Tina is the Clinical Nurse Consultant – Paediatrics at NETS NSW and a Clinical Lecturer and doctoral student at the University of Tasmania. Tina has been practicing, teaching and researching in paediatrics and critical care for the past three decades. She has co-authored book chapters and journal articles on critically ill children, critical care nurse practice standards and transition to specialty practice. Tina’s current research is focussed on bronchiolitis, humidified high flow therapy in paediatrics and use of the paediatric index of mortality (PIM) in the retrieval setting.

Humidified High Flow Nasal Cannulae therapy (HHFNC) is widely used for conditions such as bronchiolitis. HHFNC by NETS is currently limited to patients retrieved in neonatal systems where a compatible circuit is used at the referral hospital. HHFNC cannot be provided to patients transported on paediatric systems.

We aimed to capture all patients referred to NETS receiving HHFNC to determine underlying conditions treated, NETS team actions where HHFNC could not continue and patient outcomes.

All infants and children referred to NETS receiving HHFNC in the one year study period were included. All available clinical data at time of call was entered, with additional retrieval and outcome data collected for retrieved patients. Newborns and return transfers were excluded.

Of 374 referred patients, almost 60% had bronchiolitis while 15% had asthma. 15 children (4%) had no respiratory indication for HHFNC. Flow rates ranged from 0.2 to 3L/kg/minute. 131 patients (35%) remained in the referral hospital. 243 patients (65%) were retrieved to specialist children’s hospitals, primarily to PICU.

HHFNC could not continue for 200 (82%) patients where NETS attended. NETS de-escalated treatment for 96 patients (48%) to low flow oxygen, commenced non-invasive ventilation (NIV) in 98 patients (49%), and intubated six patients (3%).

Where HHFNC could continue, 22 (51%) remained on HHFNC while 21 (49%) required NIV or intubation by NETS.

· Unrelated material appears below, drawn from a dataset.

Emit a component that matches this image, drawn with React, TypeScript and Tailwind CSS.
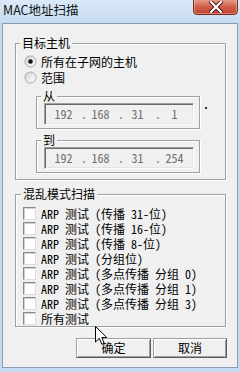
import React from "react";

const FONT = { fontFamily: '"Noto Sans Mono CJK SC", "Noto Sans CJK SC", "DejaVu Sans Mono", monospace' };

function Radio({ checked }: { checked?: boolean }) {
  return (
    <svg width="13" height="13" viewBox="0 0 13 13" className="shrink-0">
      <defs>
        <linearGradient id={checked ? "rg1" : "rg2"} x1="0" y1="0" x2="1" y2="1">
          <stop offset="0" stopColor="#d4d4d4" />
          <stop offset="1" stopColor="#ffffff" />
        </linearGradient>
      </defs>
      <circle cx="6.5" cy="6.5" r="5.5" fill={`url(#${checked ? "rg1" : "rg2"})`} stroke="#a6a6a6" />
      {checked && <circle cx="6.5" cy="6.5" r="2.3" fill="#111" />}
    </svg>
  );
}

function Check() {
  return (
    <div className="w-[13px] h-[13px] shrink-0 border border-t-[#8a8a8a] border-l-[#8a8a8a] border-r-[#dcdcdc] border-b-[#dcdcdc] bg-white shadow-[inset_1px_1px_0_#d0d0d0]" />
  );
}

function IpField({ parts }: { parts: string[] }) {
  return (
    <div className="h-[22px] w-[150px] border border-t-[#a0a0a0] border-l-[#a0a0a0] border-r-white border-b-white shadow-[inset_1px_1px_0_#696969,inset_-1px_-1px_0_#e3e3e3] bg-[#f0f0f0] flex items-center pl-[1px] text-[#6d6d6d] text-[12px] leading-[12px]">
      {parts.map((p, i) => (
        <React.Fragment key={i}>
          <span className="w-[35px] text-center">{p}</span>
          {i < 3 && <span className="w-[2px] overflow-visible whitespace-nowrap">.</span>}
        </React.Fragment>
      ))}
    </div>
  );
}

function SubBox({ label, parts }: { label: string; parts: string[] }) {
  return (
    <div className="relative w-[164px] h-[33px] border border-[#a0a0a0] shadow-[inset_1px_1px_0_#fff,1px_1px_0_#fff] pl-[7px] pt-[6px]">
      <span className="absolute left-[4px] top-[-7px] px-[2px] bg-[#f0f0f0] text-[12px] leading-[12px] text-black">{label}</span>
      <IpField parts={parts} />
    </div>
  );
}

const checks = [
  "ARP 测试 (传播 31-位)",
  "ARP 测试 (传播 16-位)",
  "ARP 测试 (传播 8-位)",
  "ARP 测试 (分组位)",
  "ARP 测试 (多点传播 分组 0)",
  "ARP 测试 (多点传播 分组 1)",
  "ARP 测试 (多点传播 分组 3)",
  "所有测试",
];

export default function App() {
  return (
    <div className="relative w-[240px] h-[372px] overflow-hidden bg-[#c4daf1] flex flex-col" style={FONT}>
      {/* title bar */}
      <div className="h-[23px] shrink-0 flex items-start justify-between bg-gradient-to-b from-[#dae9f8] to-[#c6dbf1]">
        <span
          className="pl-[3px] pt-[2px] text-[12.5px] leading-[16px] text-[#111]"
          style={{ fontFamily: '"Noto Sans CJK SC", "Noto Sans", sans-serif' }}
        >
          MAC地址扫描
        </span>
        <div className="mr-[2px] mt-[-2px] w-[45px] h-[17px] rounded-b-[4px] border border-[#7b2a1f] bg-gradient-to-b from-[#e8a493] via-[#d0604c] to-[#c3412c] shadow-[inset_0_0_0_1px_rgba(255,255,255,0.35)] flex items-center justify-center">
          <svg width="14" height="12" viewBox="0 0 14 12">
            <path d="M2 1 L12 11 M12 1 L2 11" stroke="#4a1a12" strokeWidth="4.2" strokeLinecap="square" />
            <path d="M2 1 L12 11 M12 1 L2 11" stroke="#ffffff" strokeWidth="2.2" strokeLinecap="square" />
          </svg>
        </div>
      </div>

      {/* client area */}
      <div className="mx-[2px] w-[236px] h-[345px] border border-[#8c9bae] bg-[#f0f0f0] pl-[12px] pt-[19px] flex flex-col text-[12px] leading-[13px] text-black">
        {/* group 1 */}
        <div className="relative w-[211px] h-[137px] border border-[#a0a0a0] shadow-[inset_1px_1px_0_#fff,1px_1px_0_#fff] flex flex-col">
          <span className="absolute left-[4px] top-[-7px] px-[2px] bg-[#f0f0f0] leading-[12px]">目标主机</span>
          <div className="mt-[10px] ml-[8px] flex items-center gap-[4px] h-[15px]">
            <Radio checked />
            <span className="leading-[15px]">所有在子网的主机</span>
          </div>
          <div className="mt-[1px] ml-[8px] flex items-center gap-[4px] h-[15px]">
            <Radio />
            <span className="leading-[15px]">范围</span>
          </div>
          <div className="mt-[11px] ml-[20px] flex items-start">
            <SubBox label="从" parts={["192", "168", "31", "1"]} />
            <div className="ml-[5px] mt-[11px] w-[2px] h-[2px] bg-[#333]" />
          </div>
          <div className="mt-[11px] ml-[20px] flex">
            <SubBox label="到" parts={["192", "168", "31", "254"]} />
          </div>
        </div>

        {/* group 2 */}
        <div className="relative mt-[14px] w-[211px] h-[133px] border border-[#a0a0a0] shadow-[inset_1px_1px_0_#fff,1px_1px_0_#fff] flex flex-col pt-[11px] pl-[7px]">
          <span className="absolute left-[5px] top-[-7px] px-[2px] bg-[#f0f0f0] leading-[12px]">混乱模式扫描</span>
          {checks.map((c) => (
            <div key={c} className="flex items-center gap-[5px] h-[15px] whitespace-pre">
              <Check />
              <span className="leading-[15px]">{c}</span>
            </div>
          ))}
        </div>

        {/* buttons */}
        <div className="mt-[11px] w-[212px] flex justify-end gap-[2px]">
          <button className="w-[75px] h-[20px] border border-t-[#a0a0a0] border-l-[#a0a0a0] border-r-[#5a5a5a] border-b-[#5a5a5a] shadow-[inset_1px_1px_0_#fff,inset_-1px_-1px_0_#a0a0a0] bg-[#f0f0f0] text-[12px] leading-[12px] text-black">
            确定
          </button>
          <button className="w-[74px] h-[20px] border border-t-[#a0a0a0] border-l-[#a0a0a0] border-r-[#5a5a5a] border-b-[#5a5a5a] shadow-[inset_1px_1px_0_#fff,inset_-1px_-1px_0_#a0a0a0] bg-[#f0f0f0] text-[12px] leading-[12px] text-black">
            取消
          </button>
        </div>
      </div>

      {/* mouse cursor */}
      <svg className="absolute left-[95px] top-[326px]" width="13" height="20" viewBox="0 0 13 20">
        <path d="M0.5 0.5 L0.5 16 L4.3 12.3 L6.8 18.3 L9.2 17.3 L6.8 11.5 L11.8 11.5 Z" fill="#fff" stroke="#000" strokeWidth="1" strokeLinejoin="miter" />
      </svg>
    </div>
  );
}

On admission, 46% of patients remained on therapy continued or initiated by NETS, while 23% recommenced HHFNC. At 24 hours post admission, 8% were on no support, 33% remained on HHFNC, 35% received NIV, while 11% required intubation. Two children died from sepsis after prolonged stays.

HHFNC appeared to delay escalation of therapy in some patients, while being unnecessary in others who were de-escalated by NETS. A newly designed, purpose built paediatric system means HHFNC is now available for NETS paediatric retrievals.